## Begin Given material

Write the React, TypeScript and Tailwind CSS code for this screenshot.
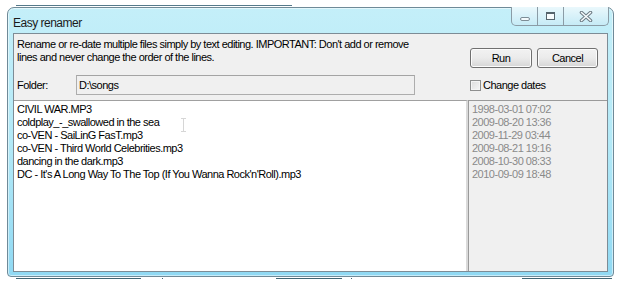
import { useState } from "react";

const files = [
  "CIVIL WAR.MP3",
  "coldplay_-_swallowed in the sea",
  "co-VEN - SaiLinG FasT.mp3",
  "co-VEN - Third World Celebrities.mp3",
  "dancing in the dark.mp3",
  "DC - It's A Long Way To The Top (If You Wanna Rock'n'Roll).mp3",
];

const dates = [
  "1998-03-01 07:02",
  "2009-08-20 13:36",
  "2009-11-29 03:44",
  "2009-08-21 19:16",
  "2008-10-30 08:33",
  "2010-09-09 18:48",
];

const WinButton = ({ label, width }: { label: string; width: string }) => (
  <button
    className={`${width} h-[20px] rounded-[3px] border border-[#707070] bg-gradient-to-b from-[#f2f2f2] via-[#ebebeb] to-[#d6d6d6] shadow-[inset_0_0_0_1px_#fcfcfc] text-center leading-[18px]`}
  >
    {label}
  </button>
);

const App = () => {
  const [changeDates, setChangeDates] = useState(false);

  return (
    <div className="min-h-[288px] bg-white font-['Liberation_Sans',Arial,sans-serif] text-[11px] leading-[13px] tracking-[-0.5px] text-black">
      {/* window behind, top edge */}
      <div className="pt-[5px]">
        <div className="ml-[16px] h-px w-[276px] bg-[#55798a]" />
      </div>

      {/* Window frame */}
      <div className="ml-[7px] mt-px flex h-[270px] w-[607px] flex-col rounded-t-[7px] rounded-b-[4px] border border-[#6f8a98] bg-gradient-to-b from-[#c4eff9] via-[#b3e9f7] to-[#90d9f3] px-[5px] pb-[4px] shadow-[inset_0_0_0_1px_rgba(255,255,255,0.5)]">
        {/* Title bar */}
        <div className="flex h-[25px] shrink-0 items-start">
          <span className="pt-[7px] text-[12px] leading-[16px] text-[#1b1b1b]">Easy renamer</span>
          <div className="-mr-px -mt-px ml-auto flex h-[19px] overflow-hidden rounded-b-[5px] border border-t-0 border-[#8b9ca6] bg-gradient-to-b from-[#eaf8fc] to-[#c6ebf6]">
            <div className="flex w-[26px] items-start justify-center border-r border-[#8b9ca6] pt-[10px]">
              <div className="h-[4px] w-[10px] rounded-[2px] border border-[#7d8d96] bg-[#f4fbfd]" />
            </div>
            <div className="flex w-[26px] items-start justify-center border-r border-[#8b9ca6] pt-[5px]">
              <div className="h-[8px] w-[9px] border border-t-2 border-[#56646c] bg-[#f8fcfd]" />
            </div>
            <div className="flex w-[44px] items-start justify-center pt-[4px]">
              <svg width="14" height="11" viewBox="0 0 14 11">
                <path d="M2.5 1.5 L11.5 9.5 M11.5 1.5 L2.5 9.5" stroke="#6f7d86" strokeWidth="3.6" strokeLinecap="round" />
                <path d="M2.5 1.5 L11.5 9.5 M11.5 1.5 L2.5 9.5" stroke="#f6fbfd" strokeWidth="1.5" strokeLinecap="round" />
              </svg>
            </div>
          </div>
        </div>

        {/* Client area */}
        <div className="flex h-[239px] flex-col border border-[#7d8c96] bg-[#f0f0f0]">
          {/* Header */}
          <div className="flex h-[66px] shrink-0">
            <div className="w-[456px] pl-[3px] pt-[4px]">
              <p>Rename or re-date multiple files simply by text editing. IMPORTANT: Don't add or remove</p>
              <p>lines and never change the order of the lines.</p>
              <div className="mt-[11px] flex h-[20px] items-center">
                <span className="w-[59px]">Folder:</span>
                <div className="flex h-[20px] w-[339px] items-center border border-[#adadad] border-t-[#a4a4a4] bg-[#f0f0f0] pl-[2px]">
                  D:\songs
                </div>
              </div>
            </div>
            <div className="flex-1 pt-[14px]">
              <div className="flex gap-[5px]">
                <WinButton label="Run" width="w-[62px]" />
                <WinButton label="Cancel" width="w-[61px]" />
              </div>
              <label className="mt-[7px] flex h-[20px] items-center gap-[2px]">
                <span
                  onClick={() => setChangeDates(!changeDates)}
                  className="h-[11px] w-[11px] border border-[#8e8f8f] bg-gradient-to-br from-[#dcdcdc] to-[#f6f6f6] shadow-[inset_0_0_0_1px_#f4f4f4]"
                />
                <span>Change dates</span>
              </label>
            </div>
          </div>

          {/* Body */}
          <div className="flex min-h-0 flex-1">
            <div className="relative w-[454px] border-r-2 border-t border-r-[#dadada] border-t-[#a0a0a0] bg-white pl-[3px] pt-[2px]">
              {files.map((f) => (
                <div key={f} className="whitespace-nowrap">
                  {f}
                </div>
              ))}
              {/* mouse I-beam */}
              <div className="absolute left-[167px] top-[17px] flex flex-col items-center">
                <div className="h-px w-[5px] bg-[#d6d6d6]" />
                <div className="h-[12px] w-px bg-[#d6d6d6]" />
                <div className="h-px w-[5px] bg-[#d6d6d6]" />
              </div>
            </div>
            <div className="flex-1 border-l border-t border-[#9a9a9a] bg-[#f0f0f0] pl-[3px] pt-[2px] text-[#8a8a8a]">
              {dates.map((d, i) => (
                <div key={i}>{d}</div>
              ))}
            </div>
          </div>
        </div>
      </div>

      {/* window behind, bottom edge */}
      <div className="relative h-[3px]">
        <div className="absolute left-[16px] top-px h-px w-[125px] bg-[#3f6676]" />
        <div className="absolute left-[162px] top-px h-px w-px bg-[#3f6676]" />
        <div className="absolute left-[276px] top-px h-px w-[66px] bg-[#3f6676]" />
        <div className="absolute left-[351px] top-px h-px w-px bg-[#3f6676]" />
        <div className="absolute left-[522px] top-px h-px w-[90px] bg-[#3f6676]" />
      </div>
    </div>
  );
};

export default App;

## End Given material

• Given instruction: Restate exactly, please, only the lines between the start of the data and the line containing "const [changeDates, setChangeDates]", both ends included, skipping the pictures.

• Finished answer:
Write the React, TypeScript and Tailwind CSS code for this screenshot.
import { useState } from "react";

const files = [
  "CIVIL WAR.MP3",
  "coldplay_-_swallowed in the sea",
  "co-VEN - SaiLinG FasT.mp3",
  "co-VEN - Third World Celebrities.mp3",
  "dancing in the dark.mp3",
  "DC - It's A Long Way To The Top (If You Wanna Rock'n'Roll).mp3",
];

const dates = [
  "1998-03-01 07:02",
  "2009-08-20 13:36",
  "2009-11-29 03:44",
  "2009-08-21 19:16",
  "2008-10-30 08:33",
  "2010-09-09 18:48",
];

const WinButton = ({ label, width }: { label: string; width: string }) => (
  <button
    className={`${width} h-[20px] rounded-[3px] border border-[#707070] bg-gradient-to-b from-[#f2f2f2] via-[#ebebeb] to-[#d6d6d6] shadow-[inset_0_0_0_1px_#fcfcfc] text-center leading-[18px]`}
  >
    {label}
  </button>
);

const App = () => {
  const [changeDates, setChangeDates] = useState(false);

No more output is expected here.